Между тем в ту же первую болезнь князь Васильчиков[20] тайно объявил мне волю государя, чтобы, в случае кончины больного, немедленно запечатать его бумаги. Ссылаясь на это повеление, князь повторил мне то же самое и поутру 11 февраля, когда возобновившиеся припадки болезни уже отняли всякую надежду спасти жизнь Сперанского. Но вечером, в ту минуту, когда, по известию, что все кончено, я садился в карету, чтобы ехать в дом покойного, вдруг является ко мне фельдъегерь от Васильчикова с приглашением заехать прежде к нему. Причиной сего зова было сомнение князя, должно ли теперь приступать к опечатанию бумаг, ибо повеление о том дано было в первую еще болезнь Сперанского, и государь с тех пор мог переменить свою волю. В этом колебании он сел было при мне писать докладную записку, но потом, передумав, попросил меня лучше съездить к государю для скорейшего получения ответа. Меня тотчас ввели в кабинет (в Аничковом дворце).

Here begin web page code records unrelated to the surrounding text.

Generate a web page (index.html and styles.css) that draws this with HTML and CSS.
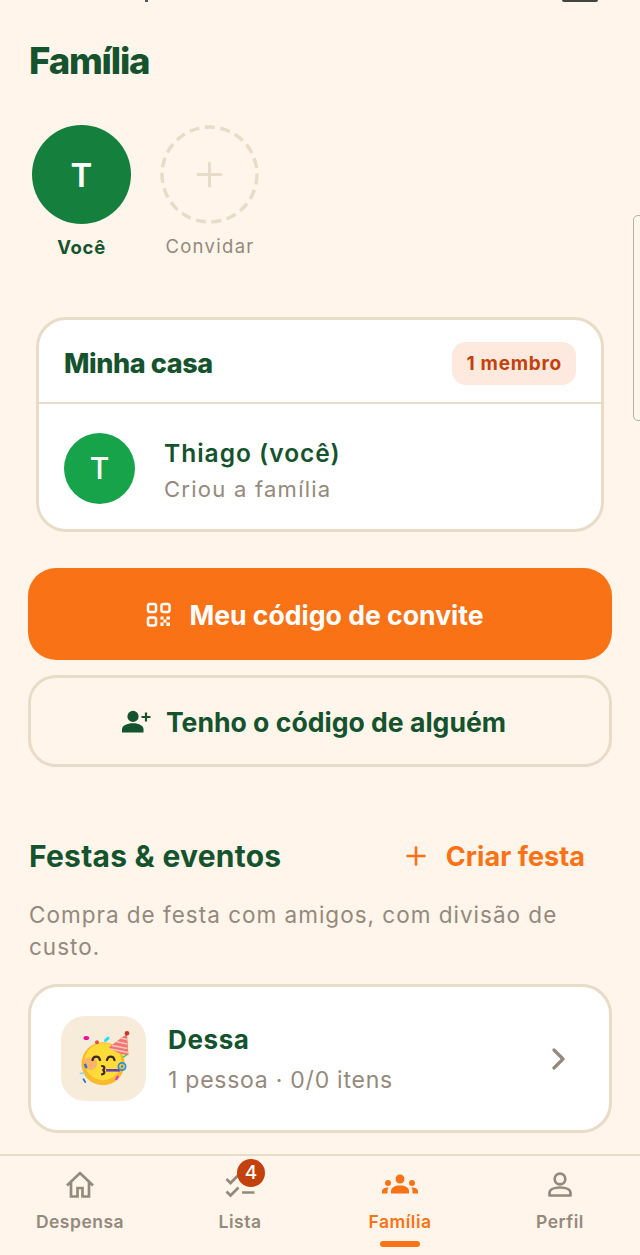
FILE: index.html
```html
<!DOCTYPE html>
<html lang="pt-BR">
<head>
<title>Família</title>
<meta charset="utf-8">
<link rel="stylesheet" href="styles.css">
</head>
<body>

<div class="status-mark"></div>
<div class="status-pill"></div>
<div class="side-handle"></div>

<main class="content">
    <h1 class="page-title">Família</h1>

    <div class="people">
        <div class="person">
            <div class="person-circle person-me">T</div>
            <span class="person-name">Você</span>
        </div>
        <div class="person">
            <svg class="person-circle" width="99" height="99" viewBox="0 0 99 99" fill="none" stroke="#E8DCC8">
                <circle cx="49.500" cy="49.500" r="47.500" stroke-width="3.500" stroke-dasharray="10 5.630"/>
                <path d="M38 49.500h23M49.500 38v23" stroke-width="3" stroke-linecap="round"/>
            </svg>
            <span class="person-name person-invite">Convidar</span>
        </div>
    </div>

    <section class="house">
        <div class="house-head">
            <h2 class="house-title">Minha casa</h2>
            <span class="house-badge">1 membro</span>
        </div>
        <div class="house-row">
            <div class="member-circle">T</div>
            <div class="member-info">
                <div class="member-name">Thiago (você)</div>
                <div class="member-sub">Criou a família</div>
            </div>
        </div>
    </section>

    <button class="btn btn-orange">
        <svg width="26" height="26" viewBox="0 0 26 26" fill="none" stroke="#fff" stroke-width="2.500">
            <rect x="2" y="2" width="8" height="8" rx="2"/>
            <rect x="15.500" y="2" width="8" height="8" rx="2"/>
            <rect x="2" y="15.500" width="8" height="8" rx="2"/>
            <path d="M14.500 14.500h3v3h-3zM20.500 14.500h3.500v3h-3.500zM17.500 17.500h3v3h-3zM14.500 20.500h3V24h-3zM20.500 20.500h3.500V24h-3.500z" fill="#fff" stroke="none"/>
        </svg>
        Meu código de convite
    </button>
    <button class="btn btn-outline">
        <svg width="30" height="24" viewBox="0 0 30 24" fill="#14532D">
            <circle cx="12" cy="6.400" r="5.600"/>
            <path d="M1 22.500v-3.200c0-3.600 5-6 11-6s10.500 2.400 10.500 6v3.200z"/>
            <path d="M25 2.500v9M20.500 7h9" stroke="#14532D" stroke-width="2.200" fill="none"/>
        </svg>
        Tenho o código de alguém
    </button>

    <div class="parties-head">
        <h2 class="parties-title">Festas &amp; eventos</h2>
        <div class="parties-new">
            <svg width="22" height="22" viewBox="0 0 22 22"><path d="M11 2.500v17M2.500 11h17" stroke="#F97316" stroke-width="2.600" stroke-linecap="round" fill="none"/></svg>
            <span>Criar festa</span>
        </div>
    </div>
    <p class="parties-text">Compra de festa com amigos, com divisão de custo.</p>

    <div class="party">
        <div class="party-icon">
            <svg width="85" height="85" viewBox="0 0 85 85">
                <circle cx="42" cy="47.700" r="21.500" fill="#FBB92D"/>
                <circle cx="42" cy="45.700" r="18.500" fill="#FDDC3A"/>
                <circle cx="29.500" cy="47.700" r="6.500" fill="#F8A87A" opacity=".75"/>
                <path d="M47.500 31.500L66 17.700l1.500 21.500c-7-.5-14-3.200-19.700-7.700z" fill="#F0776F"/>
                <path d="M51 29.500l15.500 3M55 25.500l11 2.500M59 22l7 1.500M49.500 33l17.500 3.500" stroke="#FBC4BE" stroke-width="1.500" fill="none"/>
                <circle cx="66" cy="17.200" r="2.300" fill="#C8322D"/>
                <path d="M31.500 44c1-4.500 6.500-4.500 7.500 0M46 44c1-4.500 6.500-4.500 7.500 0" stroke="#3E2723" stroke-width="2.300" stroke-linecap="round" fill="none"/>
                <path d="M41 50c3 0 3 3.500 .5 4 2.500 .6 2.500 4-.5 4.300" stroke="#3E2723" stroke-width="2.200" stroke-linecap="round" fill="none"/>
                <path d="M45 54.300h14" stroke="#6A3FB5" stroke-width="2.600" fill="none"/>
                <circle cx="61" cy="50.500" r="3.600" fill="none" stroke="#2E8FD6" stroke-width="1.800"/>
                <circle cx="61" cy="50.500" r="1.200" fill="#2E8FD6"/>
                <ellipse cx="25.300" cy="22" rx="2.800" ry="2" fill="#F00E9A"/>
                <circle cx="36" cy="26.300" r="2" fill="#E5533D"/>
                <path d="M44.500 24.500l2.500-2.300" stroke="#22E0F0" stroke-width="3" stroke-linecap="round"/>
                <path d="M62.500 41l3-2" stroke="#3CCB3C" stroke-width="1.500" stroke-linecap="round"/>
                <path d="M24.200 48.800l1 2.400" stroke="#2E6FE0" stroke-width="2.400" stroke-linecap="round"/>
                <path d="M19.500 57.300h3.500" stroke="#8FD8F0" stroke-width="1.800" stroke-linecap="round"/>
                <path d="M22.500 63.300l1.700 2.700" stroke="#2E6FE0" stroke-width="1.800" stroke-linecap="round"/>
                <path d="M55.300 63l1.300-2.200" stroke="#E040C0" stroke-width="2.400" stroke-linecap="round"/>
            </svg>
        </div>
        <div class="party-info">
            <div class="party-name">Dessa</div>
            <div class="party-sub">1 pessoa · 0/0 itens</div>
        </div>
        <svg class="party-arrow" width="16" height="22" viewBox="0 0 16 22"><path d="M3 2l9 9-9 9" stroke="#94897C" stroke-width="3.200" stroke-linecap="round" stroke-linejoin="round" fill="none"/></svg>
    </div>
</main>

<nav class="tabs">
    <div class="tab">
        <svg width="30" height="28" viewBox="0 0 30 28" fill="none" stroke="#94897C" stroke-width="2.700"><path d="M2 14.500L15 2l13 12.500M6 11.500V25.500h6.500V17h5v8.500H24V11.500"/></svg>
        <span>Despensa</span>
    </div>
    <div class="tab">
        <div class="tab-icon">
            <svg width="30" height="28" viewBox="0 0 30 28" fill="none" stroke="#94897C" stroke-width="2.700"><path d="M1.500 8l4 4 8-8M1.500 20.500l4 4 8-8M17 21.500h12.500"/></svg>
            <span class="tab-count">4</span>
        </div>
        <span>Lista</span>
    </div>
    <div class="tab tab-on">
        <svg width="36" height="28" viewBox="0 0 36 28" fill="#F97316">
            <circle cx="18" cy="8" r="4.500"/>
            <circle cx="6" cy="12" r="3"/>
            <circle cx="30" cy="12" r="3"/>
            <path d="M9 22.500v-2.500c0-3.500 4-5.500 9-5.500s9 2 9 5.500v2.500z"/>
            <path d="M0 22.500v-2c0-2.500 2.500-3.800 6.500-3.900-.6 1-1 2.200-1 3.400v2.500zM36 22.500v-2c0-2.500-2.500-3.800-6.500-3.900.6 1 1 2.200 1 3.400v2.500z"/>
        </svg>
        <span>Família</span>
    </div>
    <div class="tab">
        <svg width="28" height="28" viewBox="0 0 28 28" fill="none" stroke="#94897C" stroke-width="2.700"><circle cx="14" cy="8" r="5.300"/><path d="M3.500 24.500v-2.500c0-3.500 4.500-5.500 10.500-5.500s10.500 2 10.500 5.500v2.500z" stroke-linejoin="round"/></svg>
        <span>Perfil</span>
    </div>
</nav>

</body>
</html>
```

FILE: styles.css
```css
* {
    box-sizing: border-box;
}

html,
body {
    margin: 0;
    height: 100%;
}

body {
    position: relative;
    width: 640px;
    height: 1255px;
    overflow: hidden;
    display: flex;
    flex-direction: column;
    background-color: #FFF5EA;
    font-family: Inter, "Liberation Sans", sans-serif;
    color: #14532D;
}

/* bits of the system ui that stay on top of the page */
.status-mark {
    position: absolute;
    left: 145px;
    top: 0;
    width: 3px;
    height: 2px;
    background-color: #555;
}

.status-pill {
    position: absolute;
    left: 562px;
    top: 0;
    width: 36px;
    height: 2px;
    background-color: #444;
    border-radius: 0 0 5px 5px;
}

.side-handle {
    position: absolute;
    left: 633px;
    top: 215px;
    width: 12px;
    height: 206px;
    border: 1.5px solid #B5B0A8;
    border-radius: 5px;
}

.content {
    flex: 1;
    padding: 41px 28px 0;
}

.page-title {
    margin: 0 0 0 1px;
    font-size: 36.500px;
    line-height: 40px;
    font-weight: 800;
    letter-spacing: -1.200px;
}

.people {
    display: flex;
    gap: 29px;
    margin: 44px 0 0 4px;
}

.person {
    display: flex;
    flex-direction: column;
    align-items: center;
    gap: 11px;
    width: 99px;
}

.person-circle {
    width: 99px;
    height: 99px;
    border-radius: 50%;
    display: flex;
    align-items: center;
    justify-content: center;
}

.person-me {
    background-color: #15803D;
    color: #fff;
    font-size: 33px;
    font-weight: 600;
}

.person-name {
    font-size: 18.500px;
    line-height: 24px;
    font-weight: 700;
    letter-spacing: .7px;
}

.person-invite {
    margin: -1px 0 0 1px;
    font-weight: 400;
    color: #94897C;
    letter-spacing: 1.300px;
}

.house {
    margin: 58px 8px 0;
    background-color: #fff;
    border: 3px solid #E8DCC8;
    border-radius: 30px;
    overflow: hidden;
}

.house-head {
    display: flex;
    align-items: center;
    justify-content: space-between;
    height: 84px;
    padding: 4px 25px 0;
    border-bottom: 2px solid #E8DCC8;
}

.house-title {
    margin: 0;
    font-size: 27px;
    font-weight: 800;
    letter-spacing: -.4px;
}

.house-badge {
    height: 43px;
    padding: 0 14px;
    display: flex;
    align-items: center;
    border-radius: 14px;
    background-color: #FDE9DD;
    color: #C2410C;
    font-size: 19px;
    font-weight: 700;
    letter-spacing: .75px;
}

.house-row {
    display: flex;
    align-items: center;
    gap: 29px;
    height: 125px;
    padding: 3px 25px 0;
}

.member-info {
    padding-top: 6px;
}

.member-circle {
    width: 71px;
    height: 71px;
    flex: none;
    border-radius: 50%;
    background-color: #16A34A;
    color: #fff;
    font-size: 30px;
    font-weight: 500;
    display: flex;
    align-items: center;
    justify-content: center;
}

.member-name {
    font-size: 24.500px;
    line-height: 32px;
    font-weight: 600;
    letter-spacing: 1px;
}

.member-sub {
    margin-top: 4px;
    font-size: 22px;
    line-height: 32px;
    color: #94897C;
    letter-spacing: 1.250px;
}

.btn {
    display: flex;
    align-items: center;
    justify-content: center;
    gap: 17px;
    width: 584px;
    height: 92px;
    border-radius: 28px;
    font-family: inherit;
    font-size: 26.600px;
    font-weight: 700;
}

.btn-orange {
    margin-top: 36px;
    padding: 2px 10px 0 0;
    border: 0;
    background-color: #F97316;
    color: #fff;
}

.btn-outline {
    margin-top: 15px;
    padding: 1px 13px 0 0;
    gap: 15px;
    border: 3px solid #E8DCC8;
    background-color: transparent;
    color: #14532D;
}

.parties-head {
    display: flex;
    align-items: center;
    justify-content: space-between;
    margin-top: 69px;
    height: 40px;
    padding-right: 27px;
}

.parties-title {
    margin: 0 0 0 1px;
    font-size: 30px;
    font-weight: 700;
    letter-spacing: .25px;
}

.parties-new {
    display: flex;
    align-items: center;
    gap: 19px;
    color: #F97316;
    font-size: 27px;
    font-weight: 700;
    letter-spacing: .05px;
}

.parties-text {
    margin: 23px 0 0 1px;
    font-size: 22.500px;
    line-height: 32px;
    color: #94897C;
    letter-spacing: 1px;
}

.party {
    display: flex;
    align-items: center;
    height: 149px;
    margin-top: 21px;
    padding: 0 42px 0 30px;
    background-color: #fff;
    border: 3px solid #E8DCC8;
    border-radius: 30px;
}

.party-icon {
    width: 85px;
    height: 85px;
    flex: none;
    border-radius: 24px;
    background-color: #F7EBD9;
}

.party-info {
    flex: 1;
    margin-left: 22px;
    padding-top: 1px;
}

.party-name {
    font-size: 26px;
    line-height: 34px;
    font-weight: 700;
    letter-spacing: .6px;
}

.party-sub {
    margin-top: 7px;
    font-size: 23px;
    line-height: 32px;
    color: #94897C;
    letter-spacing: .75px;
}

.tabs {
    display: flex;
    height: 101px;
    border-top: 2px solid #E8DCC8;
}

.tab {
    position: relative;
    flex: 1;
    display: flex;
    flex-direction: column;
    align-items: center;
    padding-top: 15px;
    gap: 11px;
    font-size: 17.500px;
    line-height: 24px;
    font-weight: 600;
    letter-spacing: .5px;
    color: #94897C;
}

.tab-icon {
    position: relative;
    height: 28px;
}

.tab-count {
    position: absolute;
    left: 12px;
    top: -12px;
    width: 28px;
    height: 28px;
    border-radius: 50%;
    background-color: #C2410C;
    color: #fff;
    font-size: 19px;
    line-height: 28px;
    font-weight: 500;
    text-align: center;
    letter-spacing: 0;
}

.tab-on {
    color: #F97316;
}

.tab-on::after {
    content: "";
    position: absolute;
    left: 60px;
    top: 85px;
    width: 40px;
    height: 6px;
    border-radius: 3px;
    background-color: #F97316;
}
```
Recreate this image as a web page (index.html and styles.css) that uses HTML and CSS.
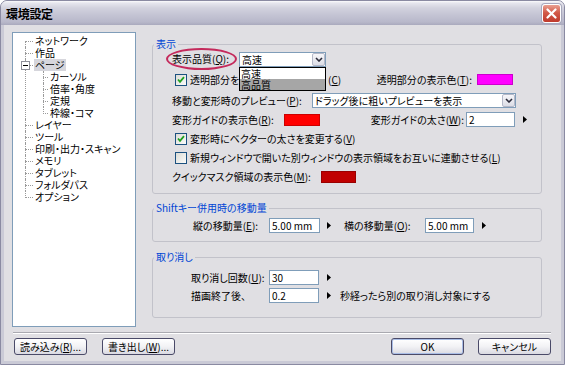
FILE: index.html
```html
<!DOCTYPE html>
<html lang="ja">
<head>
<meta charset="utf-8">
<title>環境設定</title>
<link rel="stylesheet" href="styles.css">
</head>
<body>
<div class="window">
  <div class="titlebar">
    <span class="title">環境設定</span>
    <span class="close"><svg width="11" height="11" viewBox="0 0 11 11"><path d="M1.5 1.5 L9.5 9.5 M9.5 1.5 L1.5 9.5" stroke="#fff" stroke-width="2.2" stroke-linecap="round"/></svg></span>
  </div>
  <div class="client">
    <div class="main">
      <div class="tree">
        <ul class="root">
          <li><span class="t">ネットワーク</span></li>
          <li><span class="t">作品</span></li>
          <li><span class="exp"></span><span class="t sel">ページ</span>
            <ul class="sub">
              <li><span class="t">カーソル</span></li>
              <li><span class="t">倍率・角度</span></li>
              <li><span class="t">定規</span></li>
              <li><span class="t">枠線・コマ</span></li>
            </ul>
          </li>
          <li><span class="t">レイヤー</span></li>
          <li><span class="t">ツール</span></li>
          <li><span class="t">印刷・出力・スキャン</span></li>
          <li><span class="t">メモリ</span></li>
          <li><span class="t">タブレット</span></li>
          <li><span class="t">フォルダパス</span></li>
          <li><span class="t">オプション</span></li>
        </ul>
      </div>
      <div class="panels">
        <fieldset class="group g1">
          <legend>表示</legend>
          <div class="row r1">
            <span class="lbl w67 circled">表示品質(<u>Q</u>):</span>
            <div class="select s1">
              <span class="val">高速</span>
              <span class="dbtn"><svg width="8" height="5" viewBox="0 0 8 5"><polyline points="1,1 4,4 7,1" fill="none" stroke="#2b2b3a" stroke-width="1.6"/></svg></span>
              <div class="dd">
                <div class="opt">高速</div>
                <div class="opt sel">高品質</div>
              </div>
            </div>
          </div>
          <div class="row r2">
            <span class="cb"><svg width="8" height="8" viewBox="0 0 8 8"><polyline points="1,3.5 3,5.8 7,1.2" fill="none" stroke="#21a121" stroke-width="1.8"/></svg></span>
            <span class="cbtext">透明部分を</span><span class="covered"></span><span>(<u>C</u>)</span>
            <span class="rlbl">透明部分の表示色(<u>T</u>):</span>
            <span class="swatch magenta mr28"></span>
          </div>
          <div class="row r3">
            <span class="lbl">移動と変形時のプレビュー(<u>P</u>):</span>
            <div class="select s2">
              <span class="val">ドラッグ後に粗いプレビューを表示</span>
              <span class="dbtn"><svg width="8" height="5" viewBox="0 0 8 5"><polyline points="1,1 4,4 7,1" fill="none" stroke="#2b2b3a" stroke-width="1.6"/></svg></span>
            </div>
          </div>
          <div class="row r4">
            <span class="lbl w112">変形ガイドの表示色(<u>R</u>):</span>
            <span class="swatch red"></span>
            <span class="rlbl r-gap2">変形ガイドの太さ(<u>W</u>):</span>
            <span class="input w49">2</span>
            <span class="tri ml8 mr14"><svg width="4" height="7" viewBox="0 0 4 7"><polygon points="0,0 4,3.5 0,7" fill="#000"/></svg></span>
          </div>
          <div class="row r5">
            <span class="cb"><svg width="8" height="8" viewBox="0 0 8 8"><polyline points="1,3.5 3,5.8 7,1.2" fill="none" stroke="#21a121" stroke-width="1.8"/></svg></span>
            <span>変形時にベクターの太さを変更する(<u>V</u>)</span>
          </div>
          <div class="row r6">
            <span class="cb"></span>
            <span>新規ウィンドウで開いた別ウィンドウの表示領域をお互いに連動させる(<u>L</u>)</span>
          </div>
          <div class="row r7">
            <span class="lbl w149">クイックマスク領域の表示色(<u>M</u>):</span>
            <span class="swatch darkred"></span>
          </div>
        </fieldset>

        <fieldset class="group g2">
          <legend>Shiftキー併用時の移動量</legend>
          <div class="row">
            <span class="lbl w76">縦の移動量(<u>E</u>):</span>
            <span class="input w51">5.00 mm</span>
            <span class="tri ml7"><svg width="4" height="7" viewBox="0 0 4 7"><polygon points="0,0 4,3.5 0,7" fill="#000"/></svg></span>
            <span class="lbl w81 ml13">横の移動量(<u>O</u>):</span>
            <span class="input w49">5.00 mm</span>
            <span class="tri ml8"><svg width="4" height="7" viewBox="0 0 4 7"><polygon points="0,0 4,3.5 0,7" fill="#000"/></svg></span>
          </div>
        </fieldset>

        <fieldset class="group g3">
          <legend>取り消し</legend>
          <div class="row">
            <span class="lbl w78">取り消し回数(<u>U</u>):</span>
            <span class="input w50">30</span>
            <span class="tri ml8"><svg width="4" height="7" viewBox="0 0 4 7"><polygon points="0,0 4,3.5 0,7" fill="#000"/></svg></span>
          </div>
          <div class="row">
            <span class="lbl w78">描画終了後、</span>
            <span class="input w50">0.2</span>
            <span class="tri ml8"><svg width="4" height="7" viewBox="0 0 4 7"><polygon points="0,0 4,3.5 0,7" fill="#000"/></svg></span>
            <span class="ml9">秒経ったら別の取り消し対象にする</span>
          </div>
        </fieldset>
      </div>
    </div>
    <div class="sep"></div>
    <div class="buttons">
      <button class="btn">読み込み(<u>R</u>)...</button>
      <button class="btn">書き出し(<u>W</u>)...</button>
      <span class="spacer"></span>
      <button class="btn default">OK</button>
      <button class="btn">キャンセル</button>
    </div>
  </div>
</div>
</body>
</html>
```

FILE: styles.css
```css
* { box-sizing: border-box; }

body {
  margin: 0;
  font-family: "Noto Sans CJK JP", "Noto Sans", sans-serif;
  font-size: 10px;
  color: #000;
  font-feature-settings: "palt";
  background: #fff;
}

u { text-decoration: underline; text-underline-offset: 1px; }

.window {
  width: 565px;
  height: 365px;
  border: 1px solid #8a8aa2;
  border-radius: 7px 7px 0 0;
  background: #cacad6;
  display: flex;
  flex-direction: column;
  overflow: hidden;
}

.titlebar {
  height: 24px;
  flex: none;
  display: flex;
  align-items: center;
  justify-content: space-between;
  padding: 0 3px 0 5px;
  background: linear-gradient(#fbfbfd 0, #e6e6ee 2px, #d2d2de 7px, #c4c4d4 14px, #b8b8ca 21px, #a9a9bd 24px);
}

.title {
  font-size: 12px;
  font-weight: bold;
  letter-spacing: -0.3px;
  color: #000;
}

.close {
  width: 19px;
  height: 19px;
  border: 1px solid #fff;
  border-radius: 3px;
  background: linear-gradient(#e9a091, #d25a48 45%, #bf3a2c);
  box-shadow: 0 0 0 1px #a8a8bc;
  display: flex;
  align-items: center;
  justify-content: center;
}

.client {
  flex: 1;
  margin: 0 3px 3px;
  background: #e0dfe3;
  padding: 7px 8px 6px;
  display: flex;
  flex-direction: column;
}

.main {
  height: 295px;
  flex: none;
  display: flex;
  gap: 16px;
}

/* Tree */
.tree {
  width: 124px;
  height: 295px;
  flex: none;
  border: 1px solid #7f9db9;
  background: #fff;
  padding-top: 2px;
}

.tree ul { list-style: none; margin: 0; padding: 0; }
.tree .root { margin-left: 12px; }
.tree .sub { margin-left: 9px; }

.tree li {
  position: relative;
  padding-left: 9px;
  line-height: 12px;
  white-space: nowrap;
}
.tree .sub li { padding-left: 6px; }

.tree li::before {
  content: "";
  position: absolute;
  left: 0;
  top: 6px;
  width: 8px;
  border-top: 1px dotted #9a9a9a;
}
.tree .sub li::before { width: 5px; }

.tree li::after {
  content: "";
  position: absolute;
  left: 0;
  top: 0;
  bottom: 0;
  border-left: 1px dotted #9a9a9a;
}
.tree li:last-child::after { bottom: auto; height: 7px; }
.tree .root > li:first-child::after { top: 6px; }

.tree .t { display: inline-block; padding: 0 1px; height: 12px; }
.tree .t.sel { background: #d6d6dc; }

.tree .exp {
  position: absolute;
  left: -4px;
  top: 2px;
  width: 9px;
  height: 9px;
  border: 1px solid #8e8f99;
  background: #fff;
  z-index: 1;
}
.tree .exp::after {
  content: "";
  position: absolute;
  left: 1px;
  top: 3px;
  width: 5px;
  height: 1px;
  background: #000;
}

/* Panels */
.panels {
  width: 390px;
  flex: none;
  display: flex;
  flex-direction: column;
}

.group {
  margin: 0;
  min-width: 0;
  border: 1px solid #c2c2ca;
  border-radius: 3px;
  padding: 0;
}

.group legend {
  margin-left: 1px;
  padding: 0 2px;
  line-height: 10px;
  height: 10px;
  font-size: 10px;
  color: #0046d5;
}

.g1 { margin-top: 7px; padding-bottom: 7px; }
.g2 { margin-top: 9px; padding: 2px 0 6px; }
.g3 { margin-top: 10px; padding: 6px 0 13px; }

.row {
  display: flex;
  align-items: center;
  white-space: nowrap;
}
.g1 .row { padding-left: 19px; height: 19px; }
.g1 .r1 { height: 20px; }
.g1 .r2 { height: 21px; }
.g1 .r3 { height: 20px; }
.g2 .row { padding-left: 40px; height: 20px; }
.g3 .row { padding-left: 38px; height: 18px; }

.lbl { flex: none; }
.w67 { width: 67px; }
.w76 { width: 76px; }
.w78 { width: 78px; }
.w81 { width: 81px; }
.w112 { width: 112px; }
.w149 { width: 149px; }

.circled { position: relative; height: 20px; line-height: 20px; }
.circled::after {
  content: "";
  position: absolute;
  left: -6px;
  top: -1px;
  width: 67px;
  height: 18px;
  border: 2px solid #c42a5c;
  border-radius: 50%;
}

.rlbl { margin-left: auto; margin-right: 5px; }
.r-gap2 { margin-right: 2px; }

.ml7 { margin-left: 7px; }
.ml8 { margin-left: 8px; }
.ml9 { margin-left: 9px; }
.ml13 { margin-left: 13px; }
.mr14 { margin-right: 14px; }
.mr28 { margin-right: 28px; }

/* Controls */
.select {
  position: relative;
  display: flex;
  height: 15px;
  border: 1px solid #7f9db9;
  background: #fff;
  flex: none;
}
.s1 { width: 87px; }
.s2 { width: 204px; margin-left: auto; margin-right: 25px; }
.select .val { flex: 1; padding-left: 2px; line-height: 13px; overflow: hidden; }
.select .dbtn {
  width: 13px;
  margin: 0;
  border: 1px solid #b4b8c8;
  border-radius: 2px;
  background: linear-gradient(#f6f6f9, #dcdde6);
  display: flex;
  align-items: center;
  justify-content: center;
}

.dd {
  position: absolute;
  left: -1px;
  top: 14px;
  width: 87px;
  border: 1px solid #000;
  background: #fff;
  z-index: 2;
}
.dd .opt { height: 11px; line-height: 11px; padding-left: 1px; }
.dd .opt.sel { background: #a6a6a6; }

.cb {
  width: 12px;
  height: 12px;
  margin: 0 3px;
  flex: none;
  border: 1px solid #1c5180;
  background: linear-gradient(135deg, #dcdcd6, #fbfbfa);
  display: flex;
  align-items: center;
  justify-content: center;
}

.cbtext { flex: none; width: 50px; }
.covered { flex: none; width: 88px; }

.swatch { flex: none; width: 36px; height: 12px; border: 1px solid rgba(0,0,0,0.2); }
.magenta { background: #ff00ff; height: 11px; }
.red { background: #ff0000; }
.darkred { background: #c00000; width: 35px; }

.input {
  flex: none;
  height: 15px;
  border: 1px solid #7f9db9;
  background: #fff;
  padding-left: 2px;
  line-height: 13px;
}
.w49 { width: 49px; }
.w50 { width: 50px; }
.w51 { width: 51px; }

.tri { flex: none; display: flex; align-items: center; }

/* Bottom */
.sep {
  height: 2px;
  flex: none;
  border-top: 1px solid #a9a9b0;
  border-bottom: 1px solid #fff;
  margin: 5px 2px 0 1px;
}

.buttons {
  margin-top: 4px;
  height: 17px;
  flex: none;
  display: flex;
  padding: 0 2px;
  gap: 15px;
}
.spacer { flex: 1; margin-left: -15px; }
.btn {
  width: 73px;
  height: 17px;
  padding: 0;
  border: 1px solid #4a4a68;
  border-radius: 3px;
  background: linear-gradient(#ffffff, #f2f2f5 50%, #dadae2);
  font: inherit;
  font-size: 10px;
  line-height: 15px;
  color: #000;
}
.btn.default { box-shadow: inset 0 0 0 1px #a9bde6; margin-right: -1px; }
```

— Знаю уже, к сожалению, зачем ты ко мне приехал, — сказал государь, — и сейчас писал к князю Иллариону Васильевичу, чтобы он передал тебе приказание запечатать бумаги покойного. И я, и ты, по близким к нему отношениям, и все мы понесли потерю ужасную, неизмеримую!
Потом беседа его, очень продолжительная, была вся, можно сказать, исполнена сочувствия к покойному, в разительную противоположность тому, что я видел после смерти графа Новосильцева. Не упоминая о том, что было сказано тут милостивого и лестного собственно для меня, при воспоминании, как именно через Сперанского я впервые сделался известным государю, отмечу здесь только другие главнейшие моменты.
— Сперанского, — говорил государь, — не все понимали и не все довольно умели ценить; сперва и я сам, может быть больше всех, был виноват против него в этом отношении. Мне столько было наговорено о его либеральных идеях; клевета коснулась его даже и по случаю истории 14 декабря! Но потом все эти обвинения рассыпались, как пыль. Я нашел в нем самого верного, преданного и ревностного слугу, с огромными сведениями, с огромной опытностью. Теперь все знают, чем я, чем Россия ему обязаны — и клеветники умолкли. Единственный упрек, который мог бы я ему сделать, это чувство его к покойному брату; но и тут, конечно…
Государь остановился, не кончив своей мысли, в которой, вероятно, заключалось тайное, невольное оправдание Сперанского.
— А твое дело, — продолжал государь, — оставаться верным его школе: служи по-прежнему; не обращай внимания на то, что слышишь вокруг себя; иди своим путем, как велят честь и совесть; словом, действуй в духе и правилах покойного — и мы останемся всегда друзьями, и ты будешь полезен не только мне, но и Саше.
Была речь и о расстраивавшемся тогда все более и более здоровье князя Васильчикова, и о помощнике Сперанского, статс-секретаре Балугьянском (прежнем учителе государя):
— Я уже Бог знает как давно не видал моего Михайла Андреевича (Болугьянского), — прибавил он, — но слышу со всех сторон, что он совсем уже опустился, даже впадает в ребячество.